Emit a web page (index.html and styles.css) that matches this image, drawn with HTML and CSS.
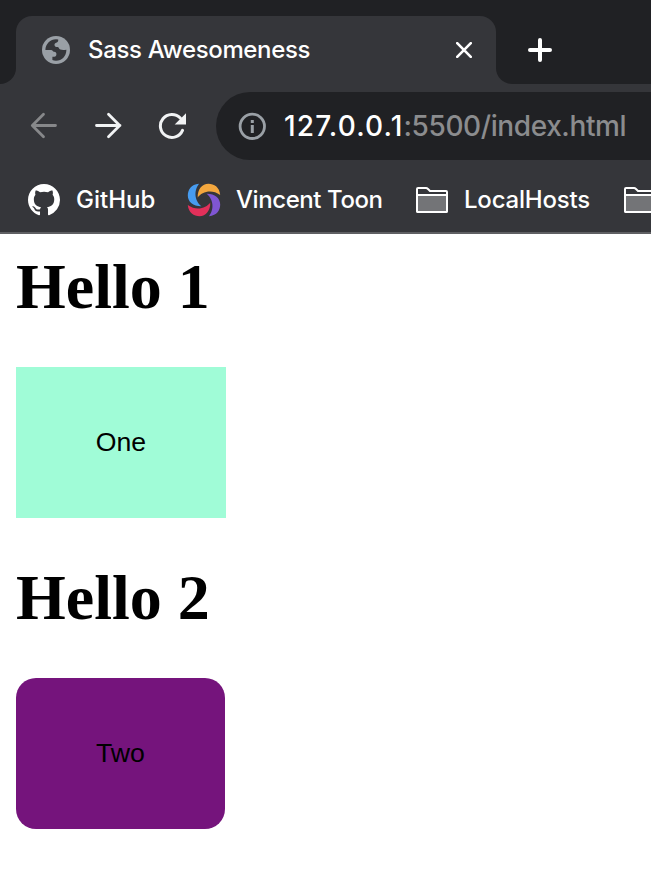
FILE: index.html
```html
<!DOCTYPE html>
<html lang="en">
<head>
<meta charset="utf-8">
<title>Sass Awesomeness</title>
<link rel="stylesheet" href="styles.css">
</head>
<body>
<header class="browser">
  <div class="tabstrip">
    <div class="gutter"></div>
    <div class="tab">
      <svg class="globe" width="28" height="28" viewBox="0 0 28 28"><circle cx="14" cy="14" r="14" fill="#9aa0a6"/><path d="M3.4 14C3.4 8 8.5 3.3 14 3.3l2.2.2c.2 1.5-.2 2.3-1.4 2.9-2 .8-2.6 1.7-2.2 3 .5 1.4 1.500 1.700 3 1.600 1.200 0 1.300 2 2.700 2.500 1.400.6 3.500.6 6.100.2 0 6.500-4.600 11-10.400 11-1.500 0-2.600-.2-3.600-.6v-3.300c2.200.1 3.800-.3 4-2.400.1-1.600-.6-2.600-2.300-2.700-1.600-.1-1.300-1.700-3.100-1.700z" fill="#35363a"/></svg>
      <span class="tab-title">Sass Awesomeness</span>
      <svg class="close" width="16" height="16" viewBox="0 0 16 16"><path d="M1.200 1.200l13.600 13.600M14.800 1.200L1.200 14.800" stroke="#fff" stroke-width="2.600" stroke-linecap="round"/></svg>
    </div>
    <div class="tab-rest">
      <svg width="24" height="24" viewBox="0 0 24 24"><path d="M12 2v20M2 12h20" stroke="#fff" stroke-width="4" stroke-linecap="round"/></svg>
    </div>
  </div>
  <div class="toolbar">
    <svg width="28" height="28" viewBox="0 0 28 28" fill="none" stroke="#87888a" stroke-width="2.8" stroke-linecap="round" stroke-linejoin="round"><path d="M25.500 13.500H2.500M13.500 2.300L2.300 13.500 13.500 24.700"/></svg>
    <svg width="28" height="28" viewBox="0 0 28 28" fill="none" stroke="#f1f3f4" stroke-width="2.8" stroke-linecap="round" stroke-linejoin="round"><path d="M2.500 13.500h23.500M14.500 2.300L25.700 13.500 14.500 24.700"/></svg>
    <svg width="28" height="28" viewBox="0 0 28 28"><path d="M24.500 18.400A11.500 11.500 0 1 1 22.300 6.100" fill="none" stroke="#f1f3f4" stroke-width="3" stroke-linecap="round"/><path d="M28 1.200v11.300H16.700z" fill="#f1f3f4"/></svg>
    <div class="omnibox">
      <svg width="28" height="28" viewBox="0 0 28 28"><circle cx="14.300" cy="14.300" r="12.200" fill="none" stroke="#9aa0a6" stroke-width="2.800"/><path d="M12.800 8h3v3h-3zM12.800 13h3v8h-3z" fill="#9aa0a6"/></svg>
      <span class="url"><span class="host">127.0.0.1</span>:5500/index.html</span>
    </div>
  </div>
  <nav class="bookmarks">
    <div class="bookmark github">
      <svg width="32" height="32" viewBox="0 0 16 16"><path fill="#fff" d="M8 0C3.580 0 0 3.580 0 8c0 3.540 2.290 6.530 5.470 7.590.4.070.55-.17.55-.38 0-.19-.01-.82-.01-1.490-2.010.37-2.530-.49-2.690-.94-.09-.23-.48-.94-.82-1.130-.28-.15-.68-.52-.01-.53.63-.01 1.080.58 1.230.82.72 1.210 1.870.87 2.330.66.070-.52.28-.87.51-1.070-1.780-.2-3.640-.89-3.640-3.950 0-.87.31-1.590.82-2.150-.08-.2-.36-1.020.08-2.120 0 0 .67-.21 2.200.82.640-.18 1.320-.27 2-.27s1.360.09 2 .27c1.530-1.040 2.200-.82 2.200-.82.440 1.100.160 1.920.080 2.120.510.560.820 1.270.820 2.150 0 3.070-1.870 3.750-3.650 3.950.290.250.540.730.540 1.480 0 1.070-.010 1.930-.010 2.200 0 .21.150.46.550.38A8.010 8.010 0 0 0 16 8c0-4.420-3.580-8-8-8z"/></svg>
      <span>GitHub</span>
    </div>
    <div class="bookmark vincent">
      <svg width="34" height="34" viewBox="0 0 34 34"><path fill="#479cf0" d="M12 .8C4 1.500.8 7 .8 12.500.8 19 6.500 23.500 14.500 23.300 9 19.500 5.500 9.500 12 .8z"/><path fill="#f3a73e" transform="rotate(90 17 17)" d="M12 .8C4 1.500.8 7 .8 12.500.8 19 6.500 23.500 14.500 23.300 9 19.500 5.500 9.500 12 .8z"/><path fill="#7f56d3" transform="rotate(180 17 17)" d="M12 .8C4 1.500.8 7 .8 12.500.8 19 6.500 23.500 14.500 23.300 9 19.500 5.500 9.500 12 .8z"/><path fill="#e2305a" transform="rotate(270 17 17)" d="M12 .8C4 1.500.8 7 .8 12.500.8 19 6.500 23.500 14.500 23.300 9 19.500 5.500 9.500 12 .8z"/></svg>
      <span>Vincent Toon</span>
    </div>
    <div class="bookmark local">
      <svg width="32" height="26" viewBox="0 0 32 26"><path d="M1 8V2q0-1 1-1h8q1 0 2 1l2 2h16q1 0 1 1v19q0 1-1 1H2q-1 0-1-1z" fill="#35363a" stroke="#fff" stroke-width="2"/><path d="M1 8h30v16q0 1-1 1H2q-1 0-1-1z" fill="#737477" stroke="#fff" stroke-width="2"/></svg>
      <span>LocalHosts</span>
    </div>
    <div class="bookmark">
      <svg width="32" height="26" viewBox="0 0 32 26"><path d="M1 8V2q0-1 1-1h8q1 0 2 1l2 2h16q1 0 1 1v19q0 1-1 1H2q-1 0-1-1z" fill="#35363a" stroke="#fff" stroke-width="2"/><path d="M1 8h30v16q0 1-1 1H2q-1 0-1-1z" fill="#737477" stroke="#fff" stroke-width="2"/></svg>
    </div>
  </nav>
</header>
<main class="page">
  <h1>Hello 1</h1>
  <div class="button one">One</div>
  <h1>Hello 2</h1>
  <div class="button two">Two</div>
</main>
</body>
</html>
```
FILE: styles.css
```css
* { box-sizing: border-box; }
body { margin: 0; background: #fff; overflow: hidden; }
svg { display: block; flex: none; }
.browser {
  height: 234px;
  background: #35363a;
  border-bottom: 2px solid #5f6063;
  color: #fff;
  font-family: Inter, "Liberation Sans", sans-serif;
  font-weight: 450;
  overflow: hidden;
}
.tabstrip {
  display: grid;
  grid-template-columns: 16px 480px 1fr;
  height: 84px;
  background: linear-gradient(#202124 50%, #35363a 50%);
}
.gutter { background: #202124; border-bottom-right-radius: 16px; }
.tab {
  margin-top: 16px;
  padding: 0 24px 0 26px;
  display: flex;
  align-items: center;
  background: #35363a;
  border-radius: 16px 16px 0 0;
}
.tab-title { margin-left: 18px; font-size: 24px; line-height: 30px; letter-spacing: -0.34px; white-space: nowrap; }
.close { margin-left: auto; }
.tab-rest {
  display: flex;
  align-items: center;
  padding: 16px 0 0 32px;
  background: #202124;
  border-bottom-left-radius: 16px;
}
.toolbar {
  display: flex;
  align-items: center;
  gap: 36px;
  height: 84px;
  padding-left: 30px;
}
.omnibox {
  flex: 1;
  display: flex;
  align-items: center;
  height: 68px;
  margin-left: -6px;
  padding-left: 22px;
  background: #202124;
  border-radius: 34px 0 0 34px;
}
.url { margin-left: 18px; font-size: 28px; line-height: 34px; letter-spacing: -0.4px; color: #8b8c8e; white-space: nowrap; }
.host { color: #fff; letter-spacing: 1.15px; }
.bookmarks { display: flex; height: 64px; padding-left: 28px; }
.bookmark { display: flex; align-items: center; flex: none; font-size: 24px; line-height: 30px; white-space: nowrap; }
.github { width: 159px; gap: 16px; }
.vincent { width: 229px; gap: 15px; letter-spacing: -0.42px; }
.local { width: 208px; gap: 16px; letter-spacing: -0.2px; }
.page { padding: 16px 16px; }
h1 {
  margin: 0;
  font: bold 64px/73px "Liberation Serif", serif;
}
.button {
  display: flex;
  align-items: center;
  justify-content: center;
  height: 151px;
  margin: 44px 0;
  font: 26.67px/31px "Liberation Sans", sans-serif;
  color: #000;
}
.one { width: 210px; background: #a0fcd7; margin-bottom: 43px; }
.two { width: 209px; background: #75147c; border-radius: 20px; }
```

= = = = =

* **TASK**: Among the lines of the data, identify those with the word "styles". Copy each of them.

* **THE RESPONSE**:
Emit a web page (index.html and styles.css) that matches this image, drawn with HTML and CSS.
<link rel="stylesheet" href="styles.css">
FILE: styles.css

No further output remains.